We intend to use substantially all of the funds held in the Trust Account, including any amounts representing interest earned on the Trust Account (less deferred underwriting commissions) to complete our business combination. We may withdraw interest to pay franchise and income taxes. To the extent that our capital stock or debt is used, in whole or in part, as consideration to complete our business combination, the remaining proceeds held in the Trust Account will be used as working capital to finance the operations of the target business or businesses, make other acquisitions and pursue our growth strategies.
As of December 31, 2018, we had cash of $221,384 held outside the Trust Account. If we do not complete the Transaction, we intend to use the funds held outside the Trust Account primarily to identify and evaluate target businesses, perform business due diligence on prospective target businesses, travel to and from the offices, plants or similar locations of prospective target businesses or their representatives or owners, review corporate documents and material agreements of prospective target businesses, and structure, negotiate and complete a business combination.
In order to finance transaction costs in connection with the initial business combination, the Sponsor, the Company's officers and directors or their affiliates may, but are not obligated to, loan the Company funds from time to time or at any time, as may be required ("Working Capital Loans"). Each Working Capital Loan would be evidenced by a promissory note. The Working Capital Loans would either be paid upon consummation of the initial business combination, without interest, or, at the holder's discretion, up to $1,500,000 of the Working Capital Loans may be converted into warrants that would be identical to Placement Warrants, including as to exercise price, exercisability and exercise period.

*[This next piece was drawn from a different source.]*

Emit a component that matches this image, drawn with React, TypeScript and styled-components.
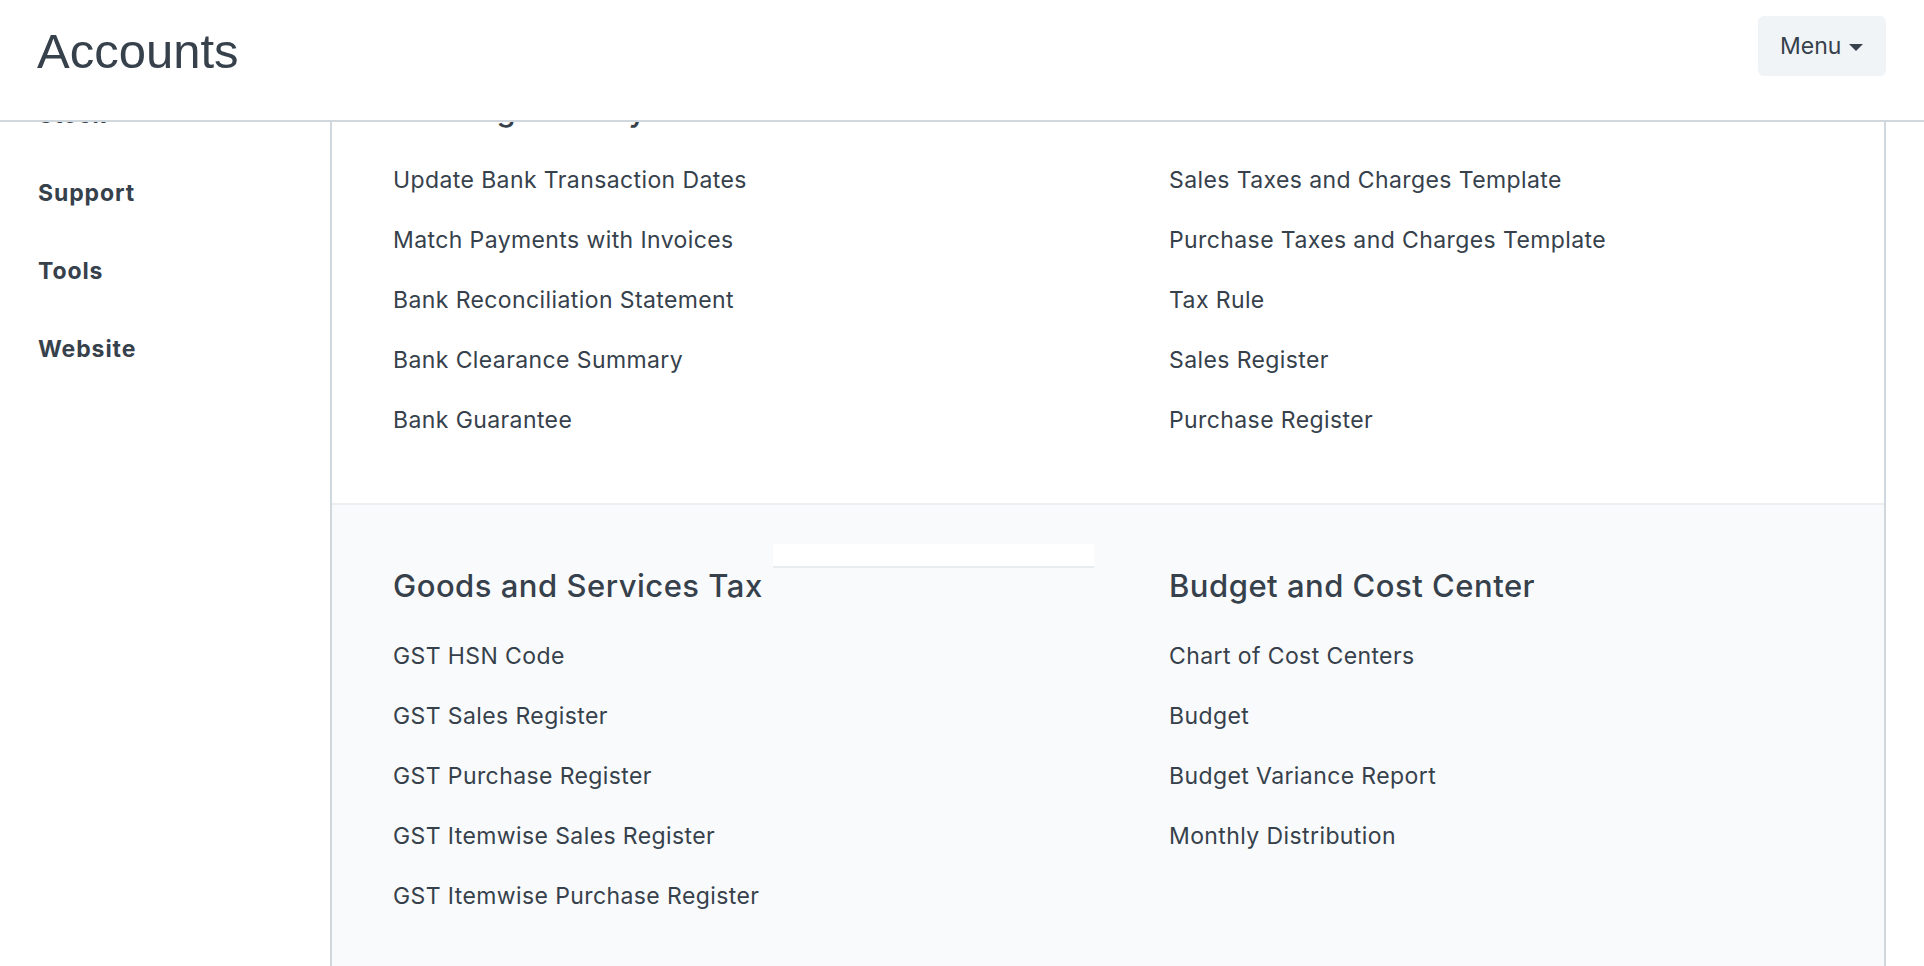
import { useLayoutEffect, useRef } from "react";
import styled, { createGlobalStyle } from "styled-components";

const GlobalStyle = createGlobalStyle`
  html, body {
    margin: 0;
    padding: 0;
  }
  body {
    font-family: Inter, "Noto Sans", sans-serif;
    color: #36414c;
    background: #ffffff;
  }
  * {
    box-sizing: border-box;
  }
`;

const Page = styled.div`
  height: 100vh;
  display: flex;
  flex-direction: column;
  overflow: hidden;
`;

const Header = styled.header`
  flex: none;
  height: 122px;
  display: flex;
  justify-content: space-between;
  align-items: flex-start;
  padding: 16px 38px 0 37px;
  border-bottom: 2px solid #d1d8dd;
  background: #ffffff;
`;

const Title = styled.h1`
  margin: 5px 0 0;
  font-family: "Liberation Sans", Arial, sans-serif;
  font-size: 49px;
  line-height: 60px;
  font-weight: 400;
`;

const MenuButton = styled.button`
  height: 60px;
  width: 128px;
  display: flex;
  align-items: center;
  gap: 8px;
  padding: 0 0 0 22px;
  border: none;
  border-radius: 6px;
  background: #f0f4f7;
  color: #36414c;
  font-family: inherit;
  font-size: 23px;
`;

const Caret = styled.span`
  width: 0;
  height: 0;
  border-left: 7px solid transparent;
  border-right: 7px solid transparent;
  border-top: 7px solid #36414c;
  margin-top: 2px;
`;

// scrolled area under the header
const Body = styled.div`
  flex: 1;
  overflow: hidden;
  display: flex;
  align-items: flex-start;
`;

const Sidebar = styled.nav`
  flex: none;
  width: 330px;
  padding: 55px 0 0 38px;
`;

const SideItem = styled.div`
  font-size: 23px;
  line-height: 78px;
  font-weight: 700;
  letter-spacing: 0.9px;
`;

const Main = styled.main`
  flex: none;
  width: 1556px;
  border-left: 2px solid #d1d8dd;
  border-right: 2px solid #d1d8dd;
`;

const Row = styled.section<{ $shade: boolean }>`
  position: relative;
  display: grid;
  grid-template-columns: 1fr 1fr;
  column-gap: 122px;
  padding: 61px;
  background: ${(p) => (p.$shade ? "#f9fafb" : "#ffffff")};
  border-bottom: 2px solid #ebeff2;
`;

const Column = styled.div`
  display: flex;
  flex-direction: column;
`;

const Heading = styled.h4`
  margin: 0 0 28px;
  font-size: 31px;
  line-height: 40px;
  font-weight: 500;
  letter-spacing: 0.5px;
`;

const LinkList = styled.div`
  display: flex;
  flex-direction: column;
  gap: 16px;
`;

const LinkItem = styled.a`
  font-size: 23px;
  line-height: 44px;
  letter-spacing: 0.4px;
  color: #36414c;
  text-decoration: none;
`;

const Ghost = styled.div`
  position: absolute;
  top: 39px;
  left: 441px;
  width: 321px;
  height: 24px;
  background: #ffffff;
  border-bottom: 2px solid #e8ecef;
`;

const modules = [
  "Manufacturing",
  "Payroll",
  "Projects",
  "Quality Management",
  "Selling",
  "Settings",
  "Stock",
  "Support",
  "Tools",
  "Website",
];

type Section = { title: string; links: string[] };

const rows: { sections: Section[]; ghost?: boolean }[] = [
  {
    sections: [
      {
        title: "Accounting Statements",
        links: [
          "General Ledger",
          "Trial Balance",
          "Balance Sheet",
          "Cash Flow",
          "Profit and Loss Statement",
        ],
      },
      {
        title: "Company and Accounts",
        links: ["Company", "Chart of Accounts", "Journal Entry", "Accounts Settings", "Fiscal Year"],
      },
    ],
  },
  {
    sections: [
      {
        title: "Banking and Payments",
        links: [
          "Update Bank Transaction Dates",
          "Match Payments with Invoices",
          "Bank Reconciliation Statement",
          "Bank Clearance Summary",
          "Bank Guarantee",
        ],
      },
      {
        title: "Taxes",
        links: [
          "Sales Taxes and Charges Template",
          "Purchase Taxes and Charges Template",
          "Tax Rule",
          "Sales Register",
          "Purchase Register",
        ],
      },
    ],
  },
  {
    ghost: true,
    sections: [
      {
        title: "Goods and Services Tax",
        links: [
          "GST HSN Code",
          "GST Sales Register",
          "GST Purchase Register",
          "GST Itemwise Sales Register",
          "GST Itemwise Purchase Register",
        ],
      },
      {
        title: "Budget and Cost Center",
        links: ["Chart of Cost Centers", "Budget", "Budget Variance Report", "Monthly Distribution"],
      },
    ],
  },
  {
    sections: [
      {
        title: "Opening and Closing",
        links: ["Opening Invoice Creation Tool", "Period Closing Voucher", "Exchange Rate Revaluation"],
      },
      {
        title: "Subscription Management",
        links: ["Subscriber", "Subscription Plan", "Subscription"],
      },
    ],
  },
];

const SCROLL_TOP = 569;

export default function App() {
  const body = useRef<HTMLDivElement>(null);

  useLayoutEffect(() => {
    if (body.current) body.current.scrollTop = SCROLL_TOP;
  }, []);

  return (
    <Page>
      <GlobalStyle />
      <Header>
        <Title>Accounts</Title>
        <MenuButton>
          Menu
          <Caret />
        </MenuButton>
      </Header>
      <Body ref={body}>
        <Sidebar>
          {modules.map((m) => (
            <SideItem key={m}>{m}</SideItem>
          ))}
        </Sidebar>
        <Main>
          {rows.map((row, i) => (
            <Row key={i} $shade={i % 2 === 0}>
              {row.sections.map((s) => (
                <Column key={s.title}>
                  <Heading>{s.title}</Heading>
                  <LinkList>
                    {s.links.map((l) => (
                      <LinkItem key={l}>{l}</LinkItem>
                    ))}
                  </LinkList>
                </Column>
              ))}
              {row.ghost && <Ghost />}
            </Row>
          ))}
        </Main>
      </Body>
    </Page>
  );
}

We do not believe we will need to raise additional funds in order to meet the expenditures required for operating our business through the consummation of the Transaction. However, in the event the Transaction is not consummated, we will likely have insufficient funds available to operate our business prior to an alternative business combination. Moreover, in the event the Transaction is not consummated, we may need to obtain additional financing either to complete an alternative business combination or because we become obligated to redeem a significant number of our public shares upon completion of an alternative business combination, in which case we may issue additional securities or incur debt in connection with such alternative business combination. Subject to compliance with applicable securities laws, we would only complete such financing simultaneously with the completion of an alternative business combination. If we are unable to complete an alternative business combination because we do not have sufficient funds available to us, we will be forced to cease operations and liquidate the Trust Account. In addition, following our initial business combination, if cash on hand is insufficient, we may need to obtain additional financing in order to meet our obligations. We cannot provide any assurance that additional financing will be available to us on commercially acceptable terms, if at all. These conditions raise substantial doubt about our ability to continue as a going concern.

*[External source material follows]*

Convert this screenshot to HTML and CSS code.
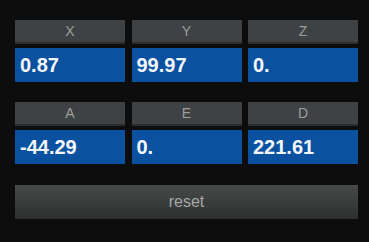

Off-balance sheet financing arrangements
We have no obligations, assets or liabilities, which would be considered off-balance sheet arrangements as of December 31, 2018. We do not participate in transactions that create relationships with unconsolidated entities or financial partnerships, often referred to as variable interest entities, which would have been established for the purpose of facilitating off-balance sheet arrangements. We have not entered into any off-balance sheet financing arrangements, established any special purpose entities, guaranteed any debt or commitments of other entities, or purchased any non-financial assets.
We do not have any long-term debt, capital lease obligations, operating lease obligations or long-term liabilities, other than an agreement to pay our Sponsor a monthly fee of $10,000 for office space, utilities and administrative support provided to the Company. We began incurring these fees on October 27, 2017 and will continue to incur these fees monthly until the earlier of the completion of the initial business combination and the Company's liquidation.
The underwriters are entitled to underwriting commissions of 5.5%, of which 2.0% ($6,000,000) was paid at the closing of the initial public offering, and 3.5% ($10,500,000) was deferred. The deferred underwriter compensation will become payable to the underwriters from the amounts held in the Trust Account solely in the event that the Company completes a business combination, subject to the terms of the underwriting agreement. The underwriters are not entitled to any interest accrued on the Deferred Underwriter Compensation. In addition, the underwriters were entitled to additional underwriting commissions of 5.5% ($1,650,000) that was deferred upon on the exercise of the over-allotment option of $30,000,000.
Critical Accounting Policies
The preparation of financial statements and related disclosures in conformity with accounting principles generally accepted in the United States of America requires management to make estimates and assumptions that affect the reported amounts of assets and liabilities, disclosure of contingent assets and liabilities at the date of the financial statements, and income and expenses during the periods reported. Actual results could materially differ from those estimates. The Company has identified the following critical accounting policy:
Common Stock subject to possible redemption
We account for our common stock subject to possible conversion in accordance with the guidance in Accounting Standards Codification ("ASC") Topic 480 "Distinguishing Liabilities from Equity." Common stock subject to mandatory redemption (if any) is classified as a liability instrument and is measured at fair value. Conditionally redeemable common stock (including common stock that features redemption rights that are either within the control of the holder or subject to redemption upon the occurrence of uncertain events not solely within our control) is classified as temporary equity. At all other times, common stock is classified as stockholders' equity. Our common stock features certain redemption rights that are considered to be outside of our control and subject to occurrence of uncertain future events. Accordingly, the common stock subject to possible redemption is presented as temporary equity at redemption value, outside of the stockholders' equity section of our balance sheet.
Recent Accounting Pronouncements
Management does not believe that any recently issued, but not yet effective, accounting pronouncements, if currently adopted, would have a material effect on the Company's financial statements.